** Start of RECORDS FOR THIS EXERCISE **
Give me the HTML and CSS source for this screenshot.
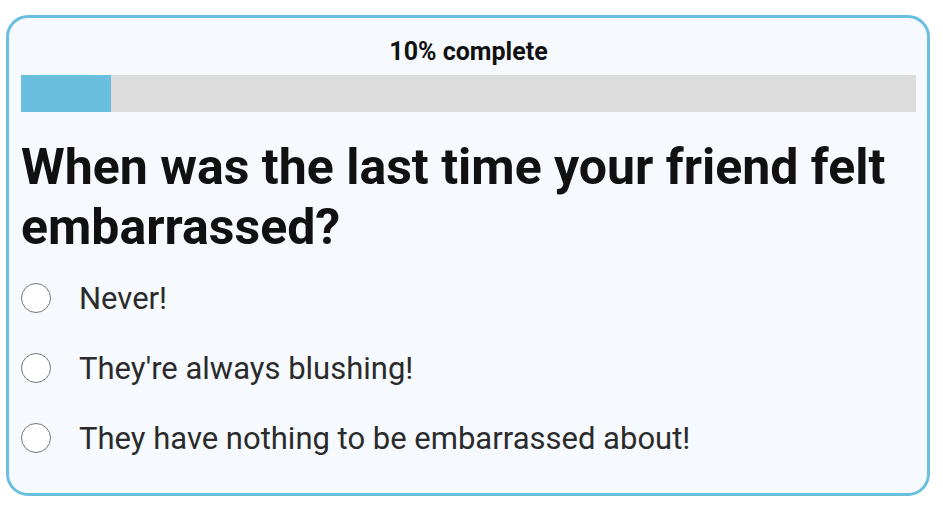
FILE: index.html
```html
<!DOCTYPE html>
<html>
<head>
<meta charset="utf-8">
<link rel="stylesheet" href="styles.css">
</head>
<body>
<div class="card">
  <div class="progress-label">10% complete</div>
  <div class="progress"><div class="progress-fill" style="width:10%"></div></div>
  <h1 class="question">When was the last time your friend felt embarrassed?</h1>
  <div class="options">
    <label class="option"><span class="radio"></span><span class="option-text">Never!</span></label>
    <label class="option"><span class="radio"></span><span class="option-text">They're always blushing!</span></label>
    <label class="option"><span class="radio"></span><span class="option-text">They have nothing to be embarrassed about!</span></label>
  </div>
</div>
</body>
</html>
```
FILE: styles.css
```css
html, body {
  margin: 0;
  background: #ffffff;
}
body {
  padding: 15px 13px 0 6px;
  font-family: Roboto, "Liberation Sans", sans-serif;
}
.card {
  box-sizing: border-box;
  width: 924px;
  height: 481px;
  border: 3px solid #69bfdd;
  border-radius: 22px;
  background: #f6faff;
  padding: 18px 11px 0 12px;
}
.progress-label {
  text-align: center;
  font-weight: 700;
  font-size: 25px;
  line-height: 32px;
  color: #111;
}
.progress {
  margin-top: 7px;
  height: 37px;
  background: #dcdcdc;
}
.progress-fill {
  height: 100%;
  background: #69bfdd;
}
.question {
  margin: 25px 0 21px;
  font-size: 50px;
  line-height: 60px;
  font-weight: 700;
  color: #111;
}
.options {
  display: flex;
  flex-direction: column;
  gap: 30px;
}
.option {
  display: flex;
  align-items: center;
  gap: 28px;
  height: 40px;
}
.radio {
  box-sizing: border-box;
  width: 30px;
  height: 30px;
  border: 1.5px solid #767676;
  border-radius: 50%;
  background: #fff;
  flex: none;
}
.option-text {
  font-size: 31px;
  color: #2b2b2b;
}
```
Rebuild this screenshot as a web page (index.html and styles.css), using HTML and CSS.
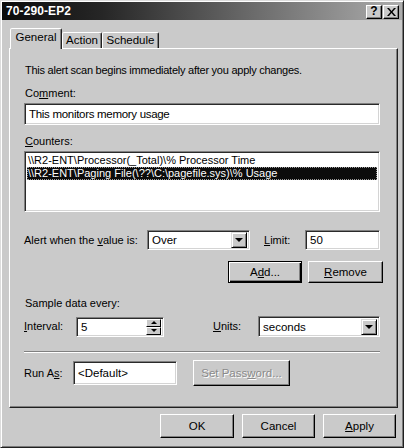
FILE: index.html
```html
<!DOCTYPE html>
<html>
<head>
<meta charset="utf-8">
<link rel="stylesheet" href="styles.css">
</head>
<body>
<div class="window">
  <div class="titlebar">
    <span class="title">70-290-EP2</span>
    <div class="tbtns">
      <span class="tbtn">?</span>
      <span class="tbtn close">
        <svg width="9" height="8" viewBox="0 0 9 8"><path d="M0 0h2l2.5 3 2.5-3h2l-3.5 4 3.5 4h-2l-2.5-3-2.5 3h-2l3.5-4z" fill="#000"/></svg>
      </span>
    </div>
  </div>
  <div class="tabs">
    <div class="tab active t-general">General</div>
    <div class="tab t-action">Action</div>
    <div class="tab t-schedule">Schedule</div>
  </div>
  <div class="panel">
    <div class="label intro">This alert scan begins immediately after you apply changes.</div>
    <div class="label lbl-comment">Co<u>m</u>ment:</div>
    <div class="field comment">This monitors memory usage</div>
    <div class="label lbl-counters"><u>C</u>ounters:</div>
    <div class="listbox">
      <div class="row">\\R2-ENT\Processor(_Total)\% Processor Time</div>
      <div class="row sel">\\R2-ENT\Paging File(\??\C:\pagefile.sys)\% Usage</div>
    </div>
    <div class="line alert-row">
      <span class="label w-alert">Alert when the <u>v</u>alue is:</span>
      <div class="field combo w-over"><span class="val">Over</span><span class="drop"><i class="tri"></i></span></div>
      <span class="label w-limit"><u>L</u>imit:</span>
      <div class="field w-limitbox">50</div>
    </div>
    <div class="line btn-row">
      <div class="btn default w-add">A<u>d</u>d...</div>
      <div class="btn w-remove"><u>R</u>emove</div>
    </div>
    <div class="label lbl-sample">Sample data every:</div>
    <div class="line interval-row">
      <span class="label w-interval"><u>I</u>nterval:</span>
      <div class="field spin w-spin"><span class="val">5</span><span class="spinbtns"><span class="sb"><i class="tri up"></i></span><span class="sb"><i class="tri"></i></span></span></div>
      <span class="label w-units"><u>U</u>nits:</span>
      <div class="field combo w-secs"><span class="val">seconds</span><span class="drop"><i class="tri"></i></span></div>
    </div>
    <div class="sep"></div>
    <div class="line runas-row">
      <span class="label w-runas">Run A<u>s</u>:</span>
      <div class="field w-runbox">&lt;Default&gt;</div>
      <div class="btn disabled w-setpw">Set Pass<u>w</u>ord...</div>
    </div>
  </div>
  <div class="footer">
    <div class="btn w-ok">OK</div>
    <div class="btn w-cancel">Cancel</div>
    <div class="btn w-apply"><u>A</u>pply</div>
  </div>
</div>
</body>
</html>
```
FILE: styles.css
```css
* { box-sizing: border-box; }
html, body { margin: 0; padding: 0; background: #c9c9c9; }
body {
  font-family: "Liberation Sans", Arial, sans-serif;
  font-size: 11px;
  color: #000;
}
u { text-decoration: underline; text-underline-offset: 1px; }

.window {
  width: 404px;
  height: 448px;
  background: #cacaca;
  border: 1px solid;
  border-color: #dcdcdc #202020 #202020 #dcdcdc;
  box-shadow: inset 1px 1px #ffffff, inset -1px -1px #7a7a7a;
  padding: 1px 1px 1px 1px;
}

.titlebar {
  height: 18px;
  background: linear-gradient(to right, #0b0b0b 0%, #262626 25%, #666666 60%, #acacac 100%);
  display: flex;
  align-items: center;
  justify-content: space-between;
  padding: 0 3px 0 3px;
}
.title {
  color: #fff;
  font-weight: bold;
  font-size: 12px;
  letter-spacing: 0.1px;
  margin-left: 1px;
}
.tbtns { display: flex; gap: 1px; margin-top: 1px; }
.tbtn {
  width: 16px;
  height: 14px;
  background: #cacaca;
  border: 1px solid;
  border-color: #fff #000 #000 #fff;
  box-shadow: inset -1px -1px #808080;
  font-weight: bold;
  font-size: 12px;
  line-height: 11px;
  display: flex;
  align-items: center;
  justify-content: center;
}

.tabs {
  display: flex;
  align-items: flex-end;
  height: 28px;
  padding-left: 8px;
  position: relative;
  z-index: 2;
}
.tab {
  height: 16px;
  border: 1px solid;
  border-bottom: none;
  border-color: #fff #202020 transparent #fff;
  box-shadow: inset -1px 0 #808080;
  border-radius: 2px 2px 0 0;
  font-size: 11.5px;
  line-height: 15px;
  text-align: center;
  background: #cacaca;
}
.tab.active {
  height: 21px;
  margin-bottom: -1px;
  line-height: 17px;
}
.t-general { width: 52px; }
.t-action { width: 40px; }
.t-schedule { width: 57px; }

.panel {
  margin: 0 4px 0 7px;
  height: 360px;
  border: 1px solid;
  border-color: #fff #202020 #202020 #fff;
  box-shadow: inset -1px -1px #808080;
  padding: 15px 14px 0 14px;
  position: relative;
  z-index: 1;
}

.label { line-height: 13px; white-space: nowrap; }
.intro { letter-spacing: -0.25px; padding-left: 1px; }
.lbl-comment { margin-top: 10px; padding-left: 1px; }
.lbl-counters { margin-top: 10px; padding-left: 1px; }
.lbl-sample { margin-top: 14px; padding-left: 1px; }

.field {
  background: #fff;
  border: 1px solid;
  border-color: #808080 #fff #fff #808080;
  box-shadow: inset 1px 1px #2a2a2a, inset -1px -1px #d4d4d4;
  padding: 3px 4px 0 4px;
  line-height: 14px;
  white-space: nowrap;
  overflow: hidden;
}
.comment { margin-top: 3px; height: 22px; width: 356px; padding-top: 3px; letter-spacing: -0.3px; font-size: 11.5px; }

.listbox {
  margin-top: 3px;
  width: 356px;
  height: 61px;
  background: #fff;
  border: 1px solid;
  border-color: #808080 #fff #fff #808080;
  box-shadow: inset 1px 1px #2a2a2a, inset -1px -1px #d4d4d4;
  padding: 2px 2px;
  font-size: 11px;
}
.row { height: 13px; line-height: 13px; padding-left: 1px; white-space: nowrap; }
.row.sel { background: #0c0c0c; color: #fff; outline: 1px dotted #999; outline-offset: -1px; }

.line { display: flex; align-items: center; }
.alert-row { margin-top: 18px; height: 20px; }
.w-alert { width: 123px; }
.w-over { width: 103px; height: 20px; }
.w-limit { width: 41px; margin-left: 14px; }
.w-limitbox { width: 75px; height: 20px; font-size: 11.5px; padding-top: 2px; }

.combo, .spin { display: flex; align-items: center; padding: 2px 2px 2px 4px; font-size: 11.5px; }
.combo .val, .spin .val { flex: 1; }
.drop {
  width: 16px;
  height: 16px;
  background: #cacaca;
  border: 1px solid;
  border-color: #dcdcdc #000 #000 #dcdcdc;
  box-shadow: inset 1px 1px #fff, inset -1px -1px #808080;
  display: flex;
  align-items: center;
  justify-content: center;
}
.tri {
  width: 0; height: 0;
  border-left: 4px solid transparent;
  border-right: 4px solid transparent;
  border-top: 4px solid #000;
}
.tri.up { border-top: none; border-bottom: 3px solid #000; }
.spin .tri { border-left-width: 3px; border-right-width: 3px; border-top-width: 3px; }

.btn-row { margin-top: 11px; justify-content: flex-end; gap: 6px; height: 22px; }
.btn {
  height: 22px;
  background: #cacaca;
  border: 1px solid;
  border-color: #fff #000 #000 #fff;
  box-shadow: inset -1px -1px #808080;
  display: flex;
  align-items: center;
  justify-content: center;
  font-size: 11.5px;
  white-space: nowrap;
}
.btn.default {
  border: 1px solid #000;
  box-shadow: inset 1px 1px #fff, inset -1px -1px #000, inset -2px -2px #808080;
}
.w-add { width: 74px; }
.w-remove { width: 75px; }

.interval-row { margin-top: 6px; height: 21px; }
.w-interval { width: 52px; }
.w-spin { width: 88px; height: 20px; }
.spinbtns { display: flex; flex-direction: column; width: 15px; height: 16px; }
.sb {
  flex: 1;
  background: #cacaca;
  border: 1px solid;
  border-color: #fff #000 #000 #fff;
  display: flex;
  align-items: center;
  justify-content: center;
}
.w-units { width: 45px; margin-left: 49px; }
.w-secs { width: 122px; height: 21px; }

.sep {
  margin-top: 14px;
  width: 356px;
  height: 2px;
  border-top: 1px solid #808080;
  border-bottom: 1px solid #fff;
}

.runas-row { margin-top: 7px; height: 26px; }
.w-runas { width: 49px; }
.w-runbox { width: 104px; height: 24px; font-size: 11.5px; padding-top: 4px; }
.w-setpw { width: 97px; height: 26px; margin-left: 16px; }
.btn.disabled { color: #8a8a8a; text-shadow: 1px 1px #fff; }

.footer {
  display: flex;
  justify-content: flex-end;
  gap: 8px;
  margin-top: 6px;
  padding-right: 6px;
}
.w-ok { width: 74px; height: 24px; }
.w-cancel { width: 73px; height: 24px; }
.w-apply { width: 73px; height: 24px; }
```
** End of RECORDS FOR THIS EXERCISE **
How many lines in these records hold the string "screenshot"? Reply with the number alone.

2